**Source excerpt**
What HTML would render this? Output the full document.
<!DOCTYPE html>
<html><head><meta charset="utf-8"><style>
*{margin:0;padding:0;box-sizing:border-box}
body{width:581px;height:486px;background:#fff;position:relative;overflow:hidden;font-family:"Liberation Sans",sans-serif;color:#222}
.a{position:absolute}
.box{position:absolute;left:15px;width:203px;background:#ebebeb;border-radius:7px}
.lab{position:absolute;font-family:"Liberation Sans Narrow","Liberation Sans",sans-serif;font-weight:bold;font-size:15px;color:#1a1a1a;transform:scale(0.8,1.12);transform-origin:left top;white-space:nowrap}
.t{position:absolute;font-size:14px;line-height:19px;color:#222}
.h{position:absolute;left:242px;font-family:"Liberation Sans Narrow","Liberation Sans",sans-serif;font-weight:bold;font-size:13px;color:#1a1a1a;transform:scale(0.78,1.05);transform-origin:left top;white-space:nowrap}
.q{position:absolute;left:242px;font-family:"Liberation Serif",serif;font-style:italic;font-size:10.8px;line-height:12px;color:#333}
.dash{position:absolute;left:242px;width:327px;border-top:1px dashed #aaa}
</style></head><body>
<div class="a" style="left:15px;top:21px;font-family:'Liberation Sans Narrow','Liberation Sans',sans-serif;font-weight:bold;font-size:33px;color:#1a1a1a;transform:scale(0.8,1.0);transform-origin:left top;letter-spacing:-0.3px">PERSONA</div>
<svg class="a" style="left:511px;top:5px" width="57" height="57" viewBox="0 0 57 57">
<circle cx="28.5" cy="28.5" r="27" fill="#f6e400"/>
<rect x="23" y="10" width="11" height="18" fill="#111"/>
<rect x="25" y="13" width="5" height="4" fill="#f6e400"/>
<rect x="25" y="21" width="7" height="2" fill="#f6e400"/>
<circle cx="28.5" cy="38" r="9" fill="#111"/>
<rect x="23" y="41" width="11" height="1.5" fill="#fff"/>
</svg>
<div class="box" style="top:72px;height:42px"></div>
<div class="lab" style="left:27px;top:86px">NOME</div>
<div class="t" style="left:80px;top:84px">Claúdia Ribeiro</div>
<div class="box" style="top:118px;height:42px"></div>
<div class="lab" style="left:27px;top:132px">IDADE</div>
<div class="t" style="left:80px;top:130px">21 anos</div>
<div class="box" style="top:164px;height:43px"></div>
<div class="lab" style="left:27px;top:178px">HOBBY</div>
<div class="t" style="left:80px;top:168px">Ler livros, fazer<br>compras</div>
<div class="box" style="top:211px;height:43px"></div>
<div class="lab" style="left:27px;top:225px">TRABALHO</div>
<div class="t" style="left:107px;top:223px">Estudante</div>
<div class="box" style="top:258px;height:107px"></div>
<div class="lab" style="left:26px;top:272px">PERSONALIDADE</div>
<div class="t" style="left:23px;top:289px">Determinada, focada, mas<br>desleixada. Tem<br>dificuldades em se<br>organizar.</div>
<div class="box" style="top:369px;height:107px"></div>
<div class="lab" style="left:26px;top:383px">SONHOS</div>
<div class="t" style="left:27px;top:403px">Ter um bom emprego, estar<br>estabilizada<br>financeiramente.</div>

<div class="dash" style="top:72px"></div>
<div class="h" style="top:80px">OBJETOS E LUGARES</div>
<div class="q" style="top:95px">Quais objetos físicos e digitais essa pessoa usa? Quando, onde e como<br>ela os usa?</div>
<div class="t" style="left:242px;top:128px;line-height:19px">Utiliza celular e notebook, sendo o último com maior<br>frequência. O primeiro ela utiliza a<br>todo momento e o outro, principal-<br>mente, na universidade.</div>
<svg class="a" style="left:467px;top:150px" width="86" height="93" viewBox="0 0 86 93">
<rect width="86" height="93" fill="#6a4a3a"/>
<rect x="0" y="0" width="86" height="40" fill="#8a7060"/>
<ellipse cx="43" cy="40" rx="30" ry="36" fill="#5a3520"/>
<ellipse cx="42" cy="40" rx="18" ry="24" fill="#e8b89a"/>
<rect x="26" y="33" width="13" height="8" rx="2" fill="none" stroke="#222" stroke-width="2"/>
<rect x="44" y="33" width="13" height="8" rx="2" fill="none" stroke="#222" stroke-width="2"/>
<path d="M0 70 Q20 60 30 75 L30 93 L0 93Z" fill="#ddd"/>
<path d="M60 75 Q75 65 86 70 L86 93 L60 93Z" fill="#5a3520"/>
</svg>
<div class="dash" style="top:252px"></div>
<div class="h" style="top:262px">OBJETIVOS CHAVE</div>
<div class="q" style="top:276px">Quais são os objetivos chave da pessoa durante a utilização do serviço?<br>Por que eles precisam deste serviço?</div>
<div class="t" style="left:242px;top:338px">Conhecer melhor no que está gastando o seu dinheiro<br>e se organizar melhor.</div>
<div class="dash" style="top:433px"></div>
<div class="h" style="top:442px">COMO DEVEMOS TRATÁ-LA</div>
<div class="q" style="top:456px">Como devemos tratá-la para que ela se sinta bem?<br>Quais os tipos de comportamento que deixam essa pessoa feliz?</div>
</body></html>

**Written request**
Write the material out again word for word.

**Reply to the exercise**
What HTML would render this? Output the full document.
<!DOCTYPE html>
<html><head><meta charset="utf-8"><style>
*{margin:0;padding:0;box-sizing:border-box}
body{width:581px;height:486px;background:#fff;position:relative;overflow:hidden;font-family:"Liberation Sans",sans-serif;color:#222}
.a{position:absolute}
.box{position:absolute;left:15px;width:203px;background:#ebebeb;border-radius:7px}
.lab{position:absolute;font-family:"Liberation Sans Narrow","Liberation Sans",sans-serif;font-weight:bold;font-size:15px;color:#1a1a1a;transform:scale(0.8,1.12);transform-origin:left top;white-space:nowrap}
.t{position:absolute;font-size:14px;line-height:19px;color:#222}
.h{position:absolute;left:242px;font-family:"Liberation Sans Narrow","Liberation Sans",sans-serif;font-weight:bold;font-size:13px;color:#1a1a1a;transform:scale(0.78,1.05);transform-origin:left top;white-space:nowrap}
.q{position:absolute;left:242px;font-family:"Liberation Serif",serif;font-style:italic;font-size:10.8px;line-height:12px;color:#333}
.dash{position:absolute;left:242px;width:327px;border-top:1px dashed #aaa}
</style></head><body>
<div class="a" style="left:15px;top:21px;font-family:'Liberation Sans Narrow','Liberation Sans',sans-serif;font-weight:bold;font-size:33px;color:#1a1a1a;transform:scale(0.8,1.0);transform-origin:left top;letter-spacing:-0.3px">PERSONA</div>
<svg class="a" style="left:511px;top:5px" width="57" height="57" viewBox="0 0 57 57">
<circle cx="28.5" cy="28.5" r="27" fill="#f6e400"/>
<rect x="23" y="10" width="11" height="18" fill="#111"/>
<rect x="25" y="13" width="5" height="4" fill="#f6e400"/>
<rect x="25" y="21" width="7" height="2" fill="#f6e400"/>
<circle cx="28.5" cy="38" r="9" fill="#111"/>
<rect x="23" y="41" width="11" height="1.5" fill="#fff"/>
</svg>
<div class="box" style="top:72px;height:42px"></div>
<div class="lab" style="left:27px;top:86px">NOME</div>
<div class="t" style="left:80px;top:84px">Claúdia Ribeiro</div>
<div class="box" style="top:118px;height:42px"></div>
<div class="lab" style="left:27px;top:132px">IDADE</div>
<div class="t" style="left:80px;top:130px">21 anos</div>
<div class="box" style="top:164px;height:43px"></div>
<div class="lab" style="left:27px;top:178px">HOBBY</div>
<div class="t" style="left:80px;top:168px">Ler livros, fazer<br>compras</div>
<div class="box" style="top:211px;height:43px"></div>
<div class="lab" style="left:27px;top:225px">TRABALHO</div>
<div class="t" style="left:107px;top:223px">Estudante</div>
<div class="box" style="top:258px;height:107px"></div>
<div class="lab" style="left:26px;top:272px">PERSONALIDADE</div>
<div class="t" style="left:23px;top:289px">Determinada, focada, mas<br>desleixada. Tem<br>dificuldades em se<br>organizar.</div>
<div class="box" style="top:369px;height:107px"></div>
<div class="lab" style="left:26px;top:383px">SONHOS</div>
<div class="t" style="left:27px;top:403px">Ter um bom emprego, estar<br>estabilizada<br>financeiramente.</div>

<div class="dash" style="top:72px"></div>
<div class="h" style="top:80px">OBJETOS E LUGARES</div>
<div class="q" style="top:95px">Quais objetos físicos e digitais essa pessoa usa? Quando, onde e como<br>ela os usa?</div>
<div class="t" style="left:242px;top:128px;line-height:19px">Utiliza celular e notebook, sendo o último com maior<br>frequência. O primeiro ela utiliza a<br>todo momento e o outro, principal-<br>mente, na universidade.</div>
<svg class="a" style="left:467px;top:150px" width="86" height="93" viewBox="0 0 86 93">
<rect width="86" height="93" fill="#6a4a3a"/>
<rect x="0" y="0" width="86" height="40" fill="#8a7060"/>
<ellipse cx="43" cy="40" rx="30" ry="36" fill="#5a3520"/>
<ellipse cx="42" cy="40" rx="18" ry="24" fill="#e8b89a"/>
<rect x="26" y="33" width="13" height="8" rx="2" fill="none" stroke="#222" stroke-width="2"/>
<rect x="44" y="33" width="13" height="8" rx="2" fill="none" stroke="#222" stroke-width="2"/>
<path d="M0 70 Q20 60 30 75 L30 93 L0 93Z" fill="#ddd"/>
<path d="M60 75 Q75 65 86 70 L86 93 L60 93Z" fill="#5a3520"/>
</svg>
<div class="dash" style="top:252px"></div>
<div class="h" style="top:262px">OBJETIVOS CHAVE</div>
<div class="q" style="top:276px">Quais são os objetivos chave da pessoa durante a utilização do serviço?<br>Por que eles precisam deste serviço?</div>
<div class="t" style="left:242px;top:338px">Conhecer melhor no que está gastando o seu dinheiro<br>e se organizar melhor.</div>
<div class="dash" style="top:433px"></div>
<div class="h" style="top:442px">COMO DEVEMOS TRATÁ-LA</div>
<div class="q" style="top:456px">Como devemos tratá-la para que ela se sinta bem?<br>Quais os tipos de comportamento que deixam essa pessoa feliz?</div>
</body></html>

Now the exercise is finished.